AIM OF THE EXERCISE: Exactly retype the lines from the one containing "Give me the" through the one containing "short = false;"; both ends count, pictures do not.

ITEMS:
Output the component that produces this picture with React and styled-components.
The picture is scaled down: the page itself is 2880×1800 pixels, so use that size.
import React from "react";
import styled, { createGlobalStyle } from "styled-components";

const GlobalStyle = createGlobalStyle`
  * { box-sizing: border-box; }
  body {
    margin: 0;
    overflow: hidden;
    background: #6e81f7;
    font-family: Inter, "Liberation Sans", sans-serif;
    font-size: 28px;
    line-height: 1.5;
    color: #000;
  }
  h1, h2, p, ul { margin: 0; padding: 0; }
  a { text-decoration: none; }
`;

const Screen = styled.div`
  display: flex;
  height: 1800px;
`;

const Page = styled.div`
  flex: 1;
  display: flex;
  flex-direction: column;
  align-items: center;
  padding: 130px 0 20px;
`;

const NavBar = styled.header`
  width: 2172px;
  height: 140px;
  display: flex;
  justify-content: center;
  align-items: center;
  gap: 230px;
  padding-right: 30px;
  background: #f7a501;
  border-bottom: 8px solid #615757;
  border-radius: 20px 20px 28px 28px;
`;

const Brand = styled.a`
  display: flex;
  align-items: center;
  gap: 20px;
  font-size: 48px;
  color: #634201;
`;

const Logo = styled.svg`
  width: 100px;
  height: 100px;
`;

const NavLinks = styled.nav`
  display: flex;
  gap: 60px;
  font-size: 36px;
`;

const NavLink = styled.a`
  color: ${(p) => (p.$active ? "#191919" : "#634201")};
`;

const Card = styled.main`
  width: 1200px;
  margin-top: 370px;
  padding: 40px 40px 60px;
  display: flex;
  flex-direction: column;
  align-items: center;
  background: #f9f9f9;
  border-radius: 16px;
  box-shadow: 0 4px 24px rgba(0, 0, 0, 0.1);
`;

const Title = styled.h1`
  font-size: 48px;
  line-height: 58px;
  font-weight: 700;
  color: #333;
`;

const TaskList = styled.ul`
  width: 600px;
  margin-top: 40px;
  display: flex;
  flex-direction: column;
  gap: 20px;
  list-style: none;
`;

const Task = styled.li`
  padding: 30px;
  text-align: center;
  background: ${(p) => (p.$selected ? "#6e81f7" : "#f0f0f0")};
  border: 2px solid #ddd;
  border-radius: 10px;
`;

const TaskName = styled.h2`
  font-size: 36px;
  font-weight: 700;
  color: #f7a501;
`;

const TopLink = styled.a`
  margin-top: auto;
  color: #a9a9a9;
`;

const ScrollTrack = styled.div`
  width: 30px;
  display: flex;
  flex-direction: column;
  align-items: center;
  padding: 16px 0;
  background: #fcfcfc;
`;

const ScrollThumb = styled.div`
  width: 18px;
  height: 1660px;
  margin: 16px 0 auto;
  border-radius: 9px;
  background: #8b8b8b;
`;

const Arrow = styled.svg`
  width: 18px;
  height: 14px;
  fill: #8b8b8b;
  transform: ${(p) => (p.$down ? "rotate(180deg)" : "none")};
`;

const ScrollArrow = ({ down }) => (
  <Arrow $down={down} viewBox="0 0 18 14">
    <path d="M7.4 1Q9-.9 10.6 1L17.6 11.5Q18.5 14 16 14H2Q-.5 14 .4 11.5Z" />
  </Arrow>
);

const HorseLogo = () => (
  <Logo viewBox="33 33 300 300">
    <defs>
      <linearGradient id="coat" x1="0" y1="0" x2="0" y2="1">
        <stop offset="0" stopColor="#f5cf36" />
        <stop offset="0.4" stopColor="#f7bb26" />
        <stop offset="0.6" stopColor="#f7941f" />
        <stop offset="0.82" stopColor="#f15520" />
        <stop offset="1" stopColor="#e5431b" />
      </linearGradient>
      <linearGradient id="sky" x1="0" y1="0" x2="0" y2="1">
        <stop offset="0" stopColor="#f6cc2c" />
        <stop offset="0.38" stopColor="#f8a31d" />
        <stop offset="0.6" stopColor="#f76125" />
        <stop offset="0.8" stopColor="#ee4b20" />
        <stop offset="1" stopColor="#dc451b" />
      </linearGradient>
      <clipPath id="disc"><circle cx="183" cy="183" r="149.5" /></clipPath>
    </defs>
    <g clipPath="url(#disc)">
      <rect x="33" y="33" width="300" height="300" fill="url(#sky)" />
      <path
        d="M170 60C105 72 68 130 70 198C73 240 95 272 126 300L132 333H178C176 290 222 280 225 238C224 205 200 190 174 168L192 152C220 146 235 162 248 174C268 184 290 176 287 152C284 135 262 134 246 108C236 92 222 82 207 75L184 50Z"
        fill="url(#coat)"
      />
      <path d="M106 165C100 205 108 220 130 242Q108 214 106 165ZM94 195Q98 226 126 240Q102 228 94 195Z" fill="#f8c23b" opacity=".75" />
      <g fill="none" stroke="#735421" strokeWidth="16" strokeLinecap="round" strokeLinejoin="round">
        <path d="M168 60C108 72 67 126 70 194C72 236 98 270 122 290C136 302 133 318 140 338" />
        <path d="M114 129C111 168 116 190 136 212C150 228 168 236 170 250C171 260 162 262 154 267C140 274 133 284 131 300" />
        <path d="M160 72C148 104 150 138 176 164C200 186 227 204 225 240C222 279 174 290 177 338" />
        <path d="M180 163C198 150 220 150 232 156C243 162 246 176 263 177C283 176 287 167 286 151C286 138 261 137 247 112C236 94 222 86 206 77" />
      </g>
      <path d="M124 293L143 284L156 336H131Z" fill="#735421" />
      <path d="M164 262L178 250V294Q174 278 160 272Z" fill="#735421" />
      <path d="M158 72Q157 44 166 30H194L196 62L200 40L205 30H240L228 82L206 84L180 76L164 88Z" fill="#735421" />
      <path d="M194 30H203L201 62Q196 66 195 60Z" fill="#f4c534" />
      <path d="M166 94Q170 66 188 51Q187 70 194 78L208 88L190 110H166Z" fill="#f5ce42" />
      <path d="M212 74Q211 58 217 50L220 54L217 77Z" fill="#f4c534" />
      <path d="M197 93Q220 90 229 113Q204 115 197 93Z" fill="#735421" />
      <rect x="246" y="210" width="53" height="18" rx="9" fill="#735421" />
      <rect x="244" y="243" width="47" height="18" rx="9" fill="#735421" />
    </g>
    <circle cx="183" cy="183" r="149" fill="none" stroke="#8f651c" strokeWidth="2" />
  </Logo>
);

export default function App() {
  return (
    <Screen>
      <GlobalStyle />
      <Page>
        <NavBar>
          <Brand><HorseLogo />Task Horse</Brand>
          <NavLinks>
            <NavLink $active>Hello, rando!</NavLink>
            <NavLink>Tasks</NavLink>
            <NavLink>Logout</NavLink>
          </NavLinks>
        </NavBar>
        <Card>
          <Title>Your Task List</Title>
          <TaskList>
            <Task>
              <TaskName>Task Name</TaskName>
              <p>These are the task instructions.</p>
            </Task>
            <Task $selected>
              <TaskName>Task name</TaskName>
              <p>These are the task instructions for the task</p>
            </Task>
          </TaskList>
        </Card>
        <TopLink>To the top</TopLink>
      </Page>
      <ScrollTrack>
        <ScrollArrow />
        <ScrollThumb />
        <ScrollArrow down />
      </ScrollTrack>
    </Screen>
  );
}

--

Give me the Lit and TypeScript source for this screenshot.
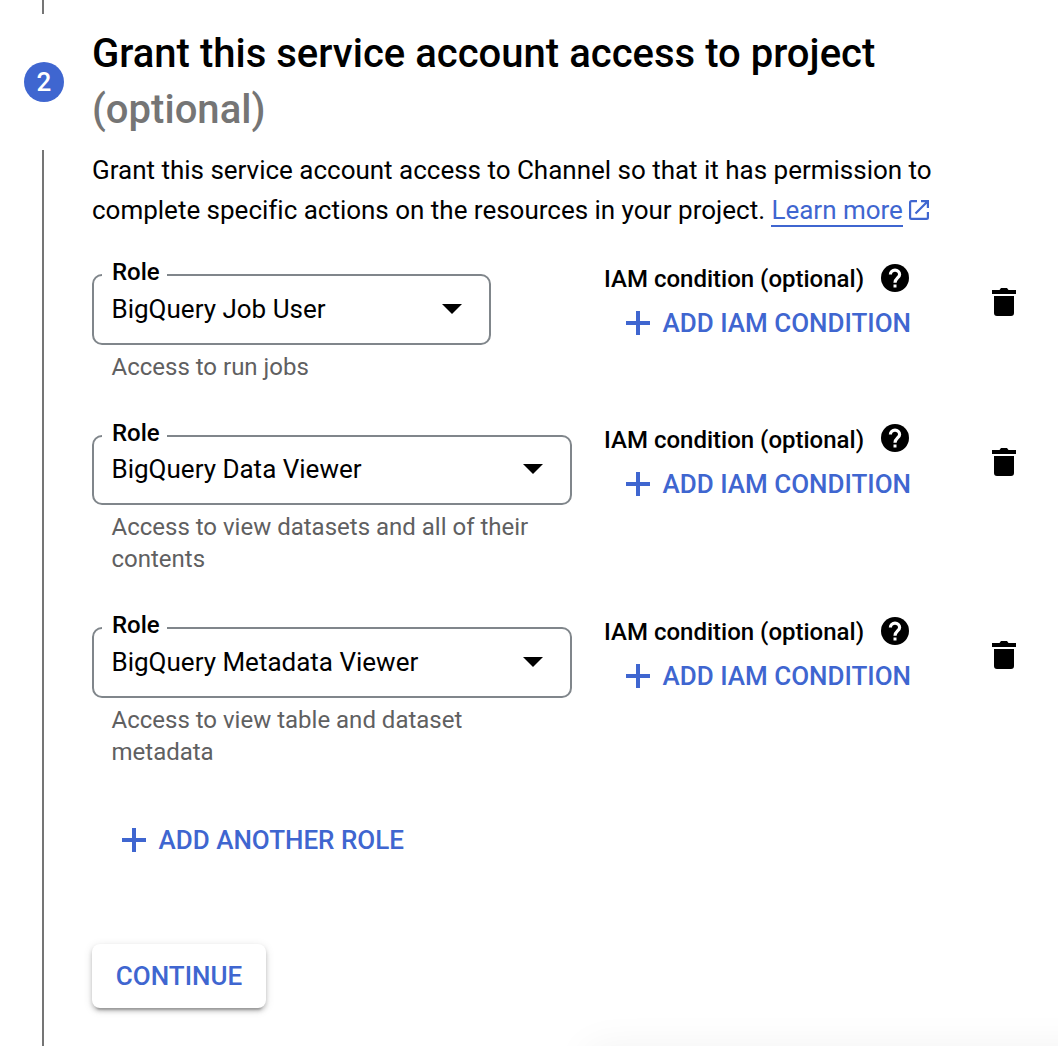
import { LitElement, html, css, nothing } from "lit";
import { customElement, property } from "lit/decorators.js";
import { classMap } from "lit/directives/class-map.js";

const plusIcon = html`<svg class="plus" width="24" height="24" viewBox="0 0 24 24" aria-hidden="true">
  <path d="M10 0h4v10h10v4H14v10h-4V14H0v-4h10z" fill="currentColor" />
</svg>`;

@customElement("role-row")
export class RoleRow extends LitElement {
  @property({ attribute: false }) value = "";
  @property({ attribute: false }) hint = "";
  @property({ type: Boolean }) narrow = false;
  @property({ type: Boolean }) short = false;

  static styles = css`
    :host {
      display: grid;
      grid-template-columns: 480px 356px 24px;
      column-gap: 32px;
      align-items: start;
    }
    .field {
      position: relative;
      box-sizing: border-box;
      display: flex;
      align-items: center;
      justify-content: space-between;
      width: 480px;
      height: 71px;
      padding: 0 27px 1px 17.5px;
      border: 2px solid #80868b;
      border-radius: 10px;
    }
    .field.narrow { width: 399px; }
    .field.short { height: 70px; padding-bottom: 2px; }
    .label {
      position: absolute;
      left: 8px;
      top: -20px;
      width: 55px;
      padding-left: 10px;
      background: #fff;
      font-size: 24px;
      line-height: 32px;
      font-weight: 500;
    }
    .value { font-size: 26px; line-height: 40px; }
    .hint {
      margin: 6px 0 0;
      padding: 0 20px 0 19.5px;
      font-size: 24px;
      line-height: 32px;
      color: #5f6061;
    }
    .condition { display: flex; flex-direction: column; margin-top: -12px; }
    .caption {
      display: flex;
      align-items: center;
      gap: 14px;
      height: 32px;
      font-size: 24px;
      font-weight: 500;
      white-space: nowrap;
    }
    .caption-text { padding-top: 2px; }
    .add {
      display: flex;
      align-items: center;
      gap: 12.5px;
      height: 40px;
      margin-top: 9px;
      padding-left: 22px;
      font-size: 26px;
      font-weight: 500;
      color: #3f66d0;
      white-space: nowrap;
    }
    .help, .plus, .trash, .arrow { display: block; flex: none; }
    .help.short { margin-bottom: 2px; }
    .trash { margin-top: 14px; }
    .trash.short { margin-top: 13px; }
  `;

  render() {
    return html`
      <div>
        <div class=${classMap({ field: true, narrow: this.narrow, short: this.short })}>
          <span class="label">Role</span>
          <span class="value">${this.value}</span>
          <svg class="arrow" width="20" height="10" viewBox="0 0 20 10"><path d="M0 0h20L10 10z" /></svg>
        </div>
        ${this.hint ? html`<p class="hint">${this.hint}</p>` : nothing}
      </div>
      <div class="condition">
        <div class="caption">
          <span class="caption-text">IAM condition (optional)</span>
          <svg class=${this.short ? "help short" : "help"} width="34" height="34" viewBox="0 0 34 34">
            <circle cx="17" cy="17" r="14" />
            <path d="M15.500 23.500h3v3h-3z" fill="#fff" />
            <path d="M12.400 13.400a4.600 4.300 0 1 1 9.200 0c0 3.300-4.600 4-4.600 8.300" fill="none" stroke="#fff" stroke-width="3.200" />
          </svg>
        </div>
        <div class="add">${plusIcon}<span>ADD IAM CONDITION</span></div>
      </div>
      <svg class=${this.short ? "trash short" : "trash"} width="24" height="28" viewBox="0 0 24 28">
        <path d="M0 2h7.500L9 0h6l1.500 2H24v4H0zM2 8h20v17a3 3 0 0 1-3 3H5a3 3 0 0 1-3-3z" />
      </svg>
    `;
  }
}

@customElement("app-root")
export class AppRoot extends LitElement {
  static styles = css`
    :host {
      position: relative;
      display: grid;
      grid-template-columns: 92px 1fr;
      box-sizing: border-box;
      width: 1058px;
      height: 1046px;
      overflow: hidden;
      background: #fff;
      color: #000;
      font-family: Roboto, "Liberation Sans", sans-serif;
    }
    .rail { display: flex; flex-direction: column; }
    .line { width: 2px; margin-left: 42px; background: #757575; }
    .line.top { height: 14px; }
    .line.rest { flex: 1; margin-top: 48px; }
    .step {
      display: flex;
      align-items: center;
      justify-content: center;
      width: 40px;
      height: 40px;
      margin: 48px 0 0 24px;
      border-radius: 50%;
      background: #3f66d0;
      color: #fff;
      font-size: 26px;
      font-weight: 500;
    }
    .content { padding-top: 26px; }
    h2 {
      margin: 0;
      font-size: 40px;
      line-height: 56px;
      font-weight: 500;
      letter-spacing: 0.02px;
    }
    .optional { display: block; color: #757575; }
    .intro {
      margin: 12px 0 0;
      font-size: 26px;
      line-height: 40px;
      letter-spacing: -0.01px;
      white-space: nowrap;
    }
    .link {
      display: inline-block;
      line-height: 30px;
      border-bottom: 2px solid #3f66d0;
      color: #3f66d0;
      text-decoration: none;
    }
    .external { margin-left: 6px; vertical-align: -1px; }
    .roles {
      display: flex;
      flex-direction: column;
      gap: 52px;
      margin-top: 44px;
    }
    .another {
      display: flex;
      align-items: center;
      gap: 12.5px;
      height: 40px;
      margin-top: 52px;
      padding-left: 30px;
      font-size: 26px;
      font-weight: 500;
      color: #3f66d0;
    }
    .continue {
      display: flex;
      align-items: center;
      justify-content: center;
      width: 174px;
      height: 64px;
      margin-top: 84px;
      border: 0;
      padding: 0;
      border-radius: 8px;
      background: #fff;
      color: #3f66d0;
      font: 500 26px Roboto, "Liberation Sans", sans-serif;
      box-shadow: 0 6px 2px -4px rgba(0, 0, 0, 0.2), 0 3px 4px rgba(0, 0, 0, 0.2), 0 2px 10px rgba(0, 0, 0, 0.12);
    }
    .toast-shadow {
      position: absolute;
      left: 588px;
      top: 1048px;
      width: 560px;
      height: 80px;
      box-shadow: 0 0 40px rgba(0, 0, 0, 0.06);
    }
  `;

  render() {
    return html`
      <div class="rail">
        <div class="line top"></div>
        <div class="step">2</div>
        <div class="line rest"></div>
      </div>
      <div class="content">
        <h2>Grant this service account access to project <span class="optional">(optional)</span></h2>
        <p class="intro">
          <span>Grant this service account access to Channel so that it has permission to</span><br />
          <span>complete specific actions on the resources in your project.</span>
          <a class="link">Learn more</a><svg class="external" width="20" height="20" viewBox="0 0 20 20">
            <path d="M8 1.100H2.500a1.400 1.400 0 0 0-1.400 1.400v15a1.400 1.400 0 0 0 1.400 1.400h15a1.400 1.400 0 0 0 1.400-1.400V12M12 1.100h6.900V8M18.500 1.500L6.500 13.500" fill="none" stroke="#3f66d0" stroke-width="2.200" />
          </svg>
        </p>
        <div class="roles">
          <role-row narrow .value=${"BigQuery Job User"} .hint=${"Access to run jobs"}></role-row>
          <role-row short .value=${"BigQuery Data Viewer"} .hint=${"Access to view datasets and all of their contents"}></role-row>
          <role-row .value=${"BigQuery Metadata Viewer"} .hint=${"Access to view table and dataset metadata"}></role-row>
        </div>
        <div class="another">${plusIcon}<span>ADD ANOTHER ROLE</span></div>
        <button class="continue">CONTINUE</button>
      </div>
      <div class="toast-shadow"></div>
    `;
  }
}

WRITTEN SOLUTION:
Give me the Lit and TypeScript source for this screenshot.
import { LitElement, html, css, nothing } from "lit";
import { customElement, property } from "lit/decorators.js";
import { classMap } from "lit/directives/class-map.js";

const plusIcon = html`<svg class="plus" width="24" height="24" viewBox="0 0 24 24" aria-hidden="true">
  <path d="M10 0h4v10h10v4H14v10h-4V14H0v-4h10z" fill="currentColor" />
</svg>`;

@customElement("role-row")
export class RoleRow extends LitElement {
  @property({ attribute: false }) value = "";
  @property({ attribute: false }) hint = "";
  @property({ type: Boolean }) narrow = false;
  @property({ type: Boolean }) short = false;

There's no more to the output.